Une fois là-bas, il m’a dit : « C’est là que je suis allé chercher ma mère, a Slaviansk, et je l’ai ramené avec moi pour qu’on vive ensemble » Parce qu’elle était toute seule et elle était malade. Je pense qu’il y a un tas de choses mélangés…
En même temps, il ne pouvait écrire voyant ce qui se passait. Il fallait qu’il aille écrire sur sa terre, avec ses bras, avec son corps. On n’écrit pas uniquement avec sa tête. On écrit avec son cœur, mais il y a le corps qui est là. Et le corps c’est très important. On croit toujours qu’un poète c’est quelqu’un de fragile, mais il a les pieds sur la Terre. Il a eu besoin que son point de vue soit là-bas. On peut faire dire n’importe quoi à une photo. Par exemple, quelqu’un qui n’aime pas les malheureux, peut faire une photo d’une certaine manière de ce malheureux. Quelqu’un qui a pitié, qui l’aime, va faire un autre genre de photo.
C’est ça qu’avait envie de faire Youri. Il avait envie de voir ce qui se passait la bas. Et de témoigner. Parce qu’il n’aurait plus jamais pu écrire, s’il n’était pas en train d’écrire quelque chose là-bas. A un moment donné il y était poussé ou tiré. Youri n’est pas du tout un personnage politique. Il est poète, écrivain, il doit témoigner et écrire avec son âme, avec son sang, avec la terre.
Il ne pouvait pas faire autrement qu’à y aller.
Il m’a dit : « J’y serais allé à la nage, j’aurais traversé la forêt » Un poète est comme un prophète. Et quelque chose l’attirait là-bas. Apres, il s’est trouvé pris dans quelque chose….. mais cela n’a jamais été violent. Il avait un témoignage d’une vielle dame qui criait sur les ruines comme toutes les femmes qui ont pu crier pendant les guerres, pour crier son malheur. Il photographiait les vieux. Ce n’était pas politique, c’était humain. Pleinement humain, mais avec son propre regard.
Pour écrire on a besoin d’un vis-à-vis. On se met à table et on regarde devant. Il regardait devant. Et, je pense, qu’il ne voyait pas le danger. Il a toujours été comme ça, il a tracé une route très dure, mais qui est toujours resté dans le sillon de l’écriture. S’il est entré à l’Institut de la Littérature à Moscou, c’est parce qu’il voulait être dans l’écriture. Un jour il m’a dit : « Quand j’avais 10 ans et j’étais dans les glaces, au Nord, à Magadan, j’ai su que serais poète, parce que j’ai vu le soleil qui brillait sur la neige. J’ai su que je serais poète. » C’est ça qui l’a guidé. Et continue à le guider.
Un poète ne peut pas se taire. Il faut qu’il écrive surtout.

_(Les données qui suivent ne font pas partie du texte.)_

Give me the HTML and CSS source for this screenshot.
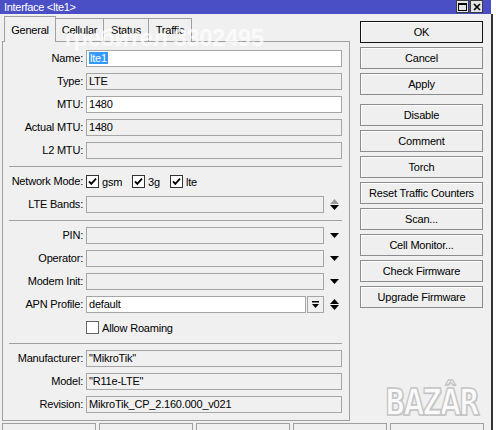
FILE: index.html
```html
<!DOCTYPE html>
<html>
<head>
<meta charset="utf-8">
<link rel="stylesheet" href="styles.css">
</head>
<body>
<div class="window">
  <div class="titlebar">
    <span class="title">Interface &lt;lte1&gt;</span>
    <div class="tb-btns">
      <span class="tb-btn"><svg width="9" height="8" viewBox="0 0 9 8"><rect x="0.5" y="0.5" width="8" height="7" fill="none" stroke="#000"/><rect x="0" y="0" width="9" height="2" fill="#000"/></svg></span>
      <span class="tb-btn"><svg width="8" height="8" viewBox="0 0 8 8"><path d="M1 1L7 7M7 1L1 7" stroke="#000" stroke-width="1.7"/></svg></span>
    </div>
  </div>
  <div class="main">
    <div class="content">
      <div class="left">
        <div class="tabs">
          <div class="tab active">General</div>
          <div class="tab t2">Cellular</div>
          <div class="tab t3">Status</div>
          <div class="tab t4">Traffic</div>
          <div class="watermark">требител 3302495</div>
        </div>
        <div class="panel">
          <div class="row"><div class="lbl">Name:</div><div class="field edit"><span class="sel">lte1</span></div></div>
          <div class="row"><div class="lbl">Type:</div><div class="field">LTE</div></div>
          <div class="row"><div class="lbl">MTU:</div><div class="field edit">1480</div></div>
          <div class="row"><div class="lbl">Actual MTU:</div><div class="field">1480</div></div>
          <div class="row"><div class="lbl">L2 MTU:</div><div class="field"></div></div>
          <div class="sep"></div>
          <div class="row"><div class="lbl">Network Mode:</div>
            <div class="val checks">
              <div class="cbi w46"><span class="cb"><svg width="11" height="11" viewBox="0 0 11 11"><path d="M2 5.3L4.3 7.8L9 2.6" fill="none" stroke="#000" stroke-width="1.8"/></svg></span><span>gsm</span></div>
              <div class="cbi w38"><span class="cb"><svg width="11" height="11" viewBox="0 0 11 11"><path d="M2 5.3L4.3 7.8L9 2.6" fill="none" stroke="#000" stroke-width="1.8"/></svg></span><span>3g</span></div>
              <div class="cbi"><span class="cb"><svg width="11" height="11" viewBox="0 0 11 11"><path d="M2 5.3L4.3 7.8L9 2.6" fill="none" stroke="#000" stroke-width="1.8"/></svg></span><span>lte</span></div>
            </div>
          </div>
          <div class="row"><div class="lbl">LTE Bands:</div>
            <div class="val"><div class="field"></div><div class="extra"><svg width="9" height="11" viewBox="0 0 9 11"><polygon points="0,5 9,5 4.5,0" fill="#9a9a9a"/><polygon points="0,6 9,6 4.5,11" fill="#000"/></svg></div></div>
          </div>
          <div class="sep"></div>
          <div class="row"><div class="lbl">PIN:</div>
            <div class="val"><div class="field"></div><div class="extra"><svg width="9" height="5" viewBox="0 0 9 5"><polygon points="0,0 9,0 4.5,5" fill="#000"/></svg></div></div>
          </div>
          <div class="row"><div class="lbl">Operator:</div>
            <div class="val"><div class="field"></div><div class="extra"><svg width="9" height="5" viewBox="0 0 9 5"><polygon points="0,0 9,0 4.5,5" fill="#000"/></svg></div></div>
          </div>
          <div class="row"><div class="lbl">Modem Init:</div>
            <div class="val"><div class="field"></div><div class="extra"><svg width="9" height="5" viewBox="0 0 9 5"><polygon points="0,0 9,0 4.5,5" fill="#000"/></svg></div></div>
          </div>
          <div class="row"><div class="lbl">APN Profile:</div>
            <div class="val"><div class="field edit">default</div><div class="mini"><svg width="7" height="7" viewBox="0 0 7 7"><rect x="0" y="0" width="7" height="1.5" fill="#000"/><polygon points="0,3 7,3 3.5,7" fill="#000"/></svg></div><div class="extra"><svg width="9" height="11" viewBox="0 0 9 11"><polygon points="0,5 9,5 4.5,0" fill="#000"/><polygon points="0,6 9,6 4.5,11" fill="#000"/></svg></div></div>
          </div>
          <div class="row"><div class="lbl"></div>
            <div class="val checks"><div class="cbi"><span class="cb light"></span><span>Allow Roaming</span></div></div>
          </div>
          <div class="sep"></div>
          <div class="row"><div class="lbl">Manufacturer:</div><div class="field">"MikroTik"</div></div>
          <div class="row"><div class="lbl">Model:</div><div class="field">"R11e-LTE"</div></div>
          <div class="row"><div class="lbl">Revision:</div><div class="field">MikroTik_CP_2.160.000_v021</div></div>
        </div>
      </div>
      <div class="buttons">
        <div class="btn default">OK</div>
        <div class="btn">Cancel</div>
        <div class="btn">Apply</div>
        <div class="btn gap">Disable</div>
        <div class="btn">Comment</div>
        <div class="btn">Torch</div>
        <div class="btn">Reset Traffic Counters</div>
        <div class="btn">Scan...</div>
        <div class="btn">Cell Monitor...</div>
        <div class="btn">Check Firmware</div>
        <div class="btn">Upgrade Firmware</div>
      </div>
    </div>
    <div class="statusbar">
      <div class="sb"></div><div class="sb"></div><div class="sb"></div><div class="sb"></div><div class="sb"></div>
    </div>
  </div>
  <div class="bazar">BAZÂR</div>
</div>
</body>
</html>
```

FILE: styles.css
```css
* { box-sizing: border-box; }
html, body { margin: 0; padding: 0; }
body {
  width: 496px;
  height: 430px;
  overflow: hidden;
  background: #fff;
  font-family: "Liberation Sans", Arial, sans-serif;
  font-size: 11px;
  letter-spacing: -0.2px;
  color: #000;
}
.window { position: relative; width: 493px; height: 430px; }
.titlebar {
  width: 491px;
  height: 14px;
  background: #4b4fc6;
  display: flex;
  justify-content: space-between;
  align-items: flex-start;
  padding: 0 8px 0 4px;
}
.title { color: #fff; line-height: 14px; letter-spacing: -0.3px; }
.tb-btns { display: flex; gap: 1px; }
.tb-btn {
  width: 13px; height: 13px;
  background: #e4e4e4;
  border: 1px solid #3a3a3a;
  display: flex; align-items: center; justify-content: center;
}
.main {
  height: 416px;
  background: #f0f0f0;
  border-right: 2px solid #333;
  overflow: hidden;
}
.content { display: flex; }
.left { width: 348px; margin-left: 2px; position: relative; }
.tabs {
  position: relative;
  height: 27px;
  display: flex;
  align-items: flex-end;
  padding-left: 2px;
}
.tab {
  height: 23px;
  border-top: 1px solid #a0a0a0;
  border-right: 1px solid #a0a0a0;
  padding-top: 5px;
  text-align: center;
  line-height: 13px;
  background: #f0f0f0;
}
.tab.active {
  width: 52px;
  height: 26px;
  margin-bottom: -1px;
  padding-top: 7px;
  border-left: 1px solid #a0a0a0;
  position: relative;
  z-index: 1;
}
.tab.t2 { width: 48px; }
.tab.t3 { width: 45px; }
.tab.t4 { width: 43px; }
.watermark {
  position: absolute;
  left: 60px;
  top: 12px;
  font-weight: bold;
  font-size: 24px;
  line-height: 24px;
  letter-spacing: -0.5px;
  color: rgba(255, 255, 255, 0.72);
  white-space: nowrap;
  z-index: 2;
}
.panel {
  height: 380px;
  border: 1px solid #a0a0a0;
  padding: 8px 7px 7px 0;
  display: flex;
  flex-direction: column;
  gap: 6px;
}
.row {
  display: grid;
  grid-template-columns: 80px 1fr;
  column-gap: 3px;
  height: 17px;
}
.lbl { text-align: right; line-height: 17px; white-space: nowrap; }
.field {
  height: 17px;
  border: 1px solid #a5a5a5;
  background: #f0f0f0;
  padding-left: 2px;
  line-height: 15px;
  white-space: nowrap;
  overflow: hidden;
}
.field.edit { background: #fff; }
.sel { background: #3399ff; color: #fff; padding: 0 1px; }
.val { display: flex; height: 17px; }
.val .field { flex: 1; }
.extra {
  width: 18px;
  display: flex;
  align-items: center;
  padding-left: 6px;
}
.mini {
  width: 17px;
  height: 17px;
  margin-left: 1px;
  border: 1px solid #a5a5a5;
  background: #f0f0f0;
  display: flex; align-items: center; justify-content: center;
}
.sep { height: 1px; background: #a0a0a0; margin: 1px 0 0 6px; }
.checks { align-items: center; }
.cbi { display: flex; align-items: center; gap: 3px; }
.w46 { width: 46px; }
.w38 { width: 38px; }
.cb {
  width: 13px; height: 13px;
  border: 1px solid #333;
  background: #fff;
  display: flex; align-items: center; justify-content: center;
}
.cb.light { border-color: #666; }
.buttons {
  margin-left: 10px;
  width: 123px;
  padding-top: 7px;
  display: flex;
  flex-direction: column;
  gap: 4px;
}
.btn {
  height: 22px;
  border: 1px solid #8c8c8c;
  background: #efefef;
  box-shadow: inset 1px 1px 0 #fff;
  text-align: center;
  line-height: 20px;
  white-space: nowrap;
}
.btn.default { border-color: #111; }
.btn.gap { margin-top: 5px; }
.statusbar {
  display: flex;
  gap: 3px;
  padding-left: 2px;
  margin-top: 2px;
}
.sb { width: 94px; height: 20px; border: 1px solid #a0a0a0; }
.bazar {
  position: absolute;
  left: 385px;
  top: 384px;
  font-family: "DejaVu Sans", sans-serif;
  font-weight: bold;
  font-size: 27px;
  line-height: 27px;
  letter-spacing: -2px;
  color: #fafafa;
  -webkit-text-stroke: 1.2px #c4c4c4;
  text-shadow: 1px 1px 0 #d0d0d0;
  transform: scaleY(1.35);
  transform-origin: top left;
}
```
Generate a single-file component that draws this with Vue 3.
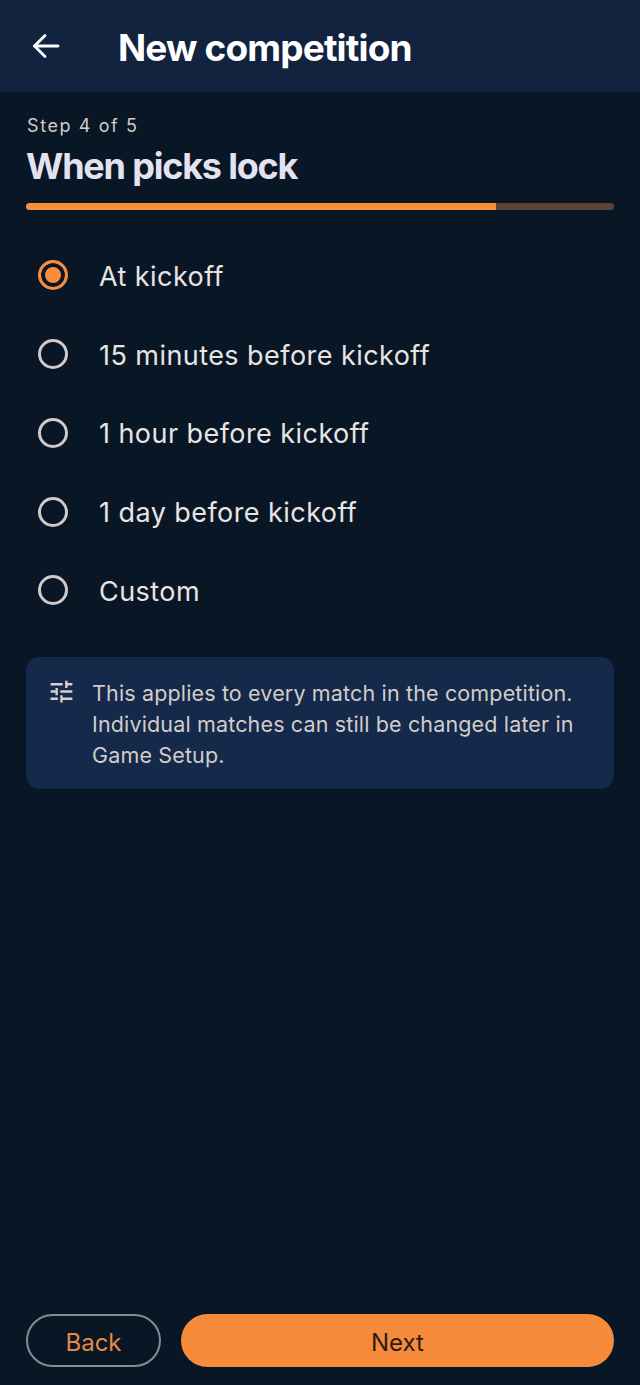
<script setup>
import { ref } from 'vue'

const options = ['At kickoff', '15 minutes before kickoff', '1 hour before kickoff', '1 day before kickoff', 'Custom']
const selected = ref(0)
const progress = 80
</script>

<template>
  <div class="screen">
    <header class="app-bar">
      <button class="back-icon" aria-label="Back">
        <svg width="30" height="30" viewBox="0 0 30 30" fill="none" stroke="#fff" stroke-width="2.8" stroke-linecap="round" stroke-linejoin="round">
          <path d="M3.5 15H27" />
          <path d="M14 4.5L3.5 15L14 25.5" />
        </svg>
      </button>
      <h1>New competition</h1>
    </header>

    <main class="content">
      <div class="step">Step 4 of 5</div>
      <h2>When picks lock</h2>
      <div class="track">
        <div class="fill" :style="{ width: progress + '%' }"></div>
      </div>

      <div class="options">
        <div
          v-for="(opt, i) in options"
          :key="opt"
          class="option"
          @click="selected = i"
        >
          <span class="radio" :class="{ on: selected === i }"></span>
          <span class="label">{{ opt }}</span>
        </div>
      </div>

      <div class="note">
        <svg class="tune" width="24" height="24" viewBox="0 0 24 24" fill="#d6cfcc">
          <path d="M3 17v2h6v-2H3zM3 5v2h10V5H3zm10 16v-2h8v-2h-8v-2h-2v6h2zM7 9v2H3v2h4v2h2V9H7zm14 4v-2H11v2h10zm-6-4h2V7h4V5h-4V3h-2v6z" />
        </svg>
        <p>This applies to every match in the competition. Individual matches can still be changed later in Game Setup.</p>
      </div>
    </main>

    <footer class="actions">
      <button class="btn back">Back</button>
      <button class="btn next">Next</button>
    </footer>
  </div>
</template>

<style>
html, body {
  margin: 0;
  background: #081625;
}
</style>

<style scoped>
.screen {
  width: 640px;
  height: 1385px;
  display: flex;
  flex-direction: column;
  background: #081625;
  font-family: Inter, "Liberation Sans", sans-serif;
  overflow: hidden;
}

.app-bar {
  height: 92px;
  flex-shrink: 0;
  display: flex;
  align-items: center;
  gap: 57px;
  padding: 0 0 0 30px;
  background: #122340;
}

.back-icon {
  width: 31px;
  height: 30px;
  padding: 0;
  border: none;
  background: none;
  margin-top: 0;
}

h1 {
  margin: 2px 0 0;
  font-size: 37px;
  font-weight: 700;
  letter-spacing: -0.85px;
  color: #fff;
}

.content {
  flex: 1;
  padding: 0 26px;
}

.step {
  margin-top: 23px;
  padding-left: 1px;
  font-size: 18px;
  line-height: 22px;
  letter-spacing: 1.6px;
  color: #d3ccc9;
}

h2 {
  margin: 7px 0 0;
  font-size: 36px;
  line-height: 44px;
  font-weight: 700;
  letter-spacing: -1.2px;
  color: #e5e2ef;
}

.track {
  height: 7px;
  margin-top: 15px;
  border-radius: 4px;
  background: #5e4234;
  overflow: hidden;
}

.fill {
  height: 100%;
  background: #fb8d39;
}

.options {
  margin-top: 26px;
  display: flex;
  flex-direction: column;
}

.option {
  height: 78.75px;
  display: flex;
  align-items: center;
  gap: 31px;
  padding-left: 12px;
}

.radio {
  width: 30px;
  height: 30px;
  box-sizing: border-box;
  flex-shrink: 0;
  border: 3px solid #d3c9c6;
  border-radius: 50%;
}

.radio.on {
  border-color: #f98d3c;
  background: #f98d3c;
  box-shadow: inset 0 0 0 4px #081625;
}

.label {
  position: relative;
  top: 1px;
  font-size: 27px;
  letter-spacing: 0.44px;
  color: #e9e4e2;
}

.note {
  margin-top: 27px;
  height: 132px;
  box-sizing: border-box;
  display: flex;
  gap: 16px;
  padding: 21px 20px 0 21px;
  border-radius: 14px;
  background: #15294a;
}

.tune {
  flex-shrink: 0;
  margin-top: -1px;
  width: 29px;
  height: 29px;
}

p {
  margin: 0;
  font-size: 21.5px;
  line-height: 31px;
  letter-spacing: 0.15px;
  color: #d3ccc9;
}

.actions {
  display: flex;
  gap: 20px;
  padding: 0 26px 18px;
}

.btn {
  height: 53px;
  box-sizing: border-box;
  padding-top: 4px;
  border-radius: 27px;
  font-family: inherit;
  font-size: 24px;
}

.btn.back {
  width: 135px;
  border: 2px solid #8b8b8f;
  background: none;
  color: #e58a44;
}

.btn.next {
  flex: 1;
  border: none;
  background: #f58b3b;
  color: #2a1d14;
}
</style>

La Voix de la Russie. Un poète, un écrivain, un peintre, un photographe…. On peut imaginer que ces artistes sont « loin du monde », qu’ils cherchent l’isolement, le calme et la sérénité. Qu’ils fuient la réalité…. Est-ce vrai ?
Il suffit de se rappeler un autre poète, Apollinaire… Et, détrompés-vous, son « Ah Dieu ! que la guerre est jolie… » n’est pas une louange du charcutage humain, mais un chant, où « Le vent se mêle à vos soupirs » Un poète a la guerre, cherche-t-il seulement à fuir le réel, cherche-t-il s’y échapper, ne serait-ce que dans sa poésie…. Oui. Mais Apollinaire n'a pas été un poète jeté dans la guerre à son corps défendant. Au contraire, il a été un poète en guerre, décidé à bouter les « Boches » hors de France. Etre poète n’est pas contraire d’être patriote.
On regarde aujourd’hui les photos d’Andrei Stenine, journaliste qui a péri en Ukraine. On y voit des hommes et des femmes, des enfants et des vieillards, des civils est des militaires… des Russes, des Egyptiens, des Syriens, des Ukrainiens… Et on réalise que ce poète de la photographie donnait dans chaque cliché un peu de sa vie.
On réalise que sans ce goutte-à-goutte, sans cette perfusion branché directement sur le cœur, sans cette transfusion de l’âme d’un Poète, la société ne pourrait pas vivre.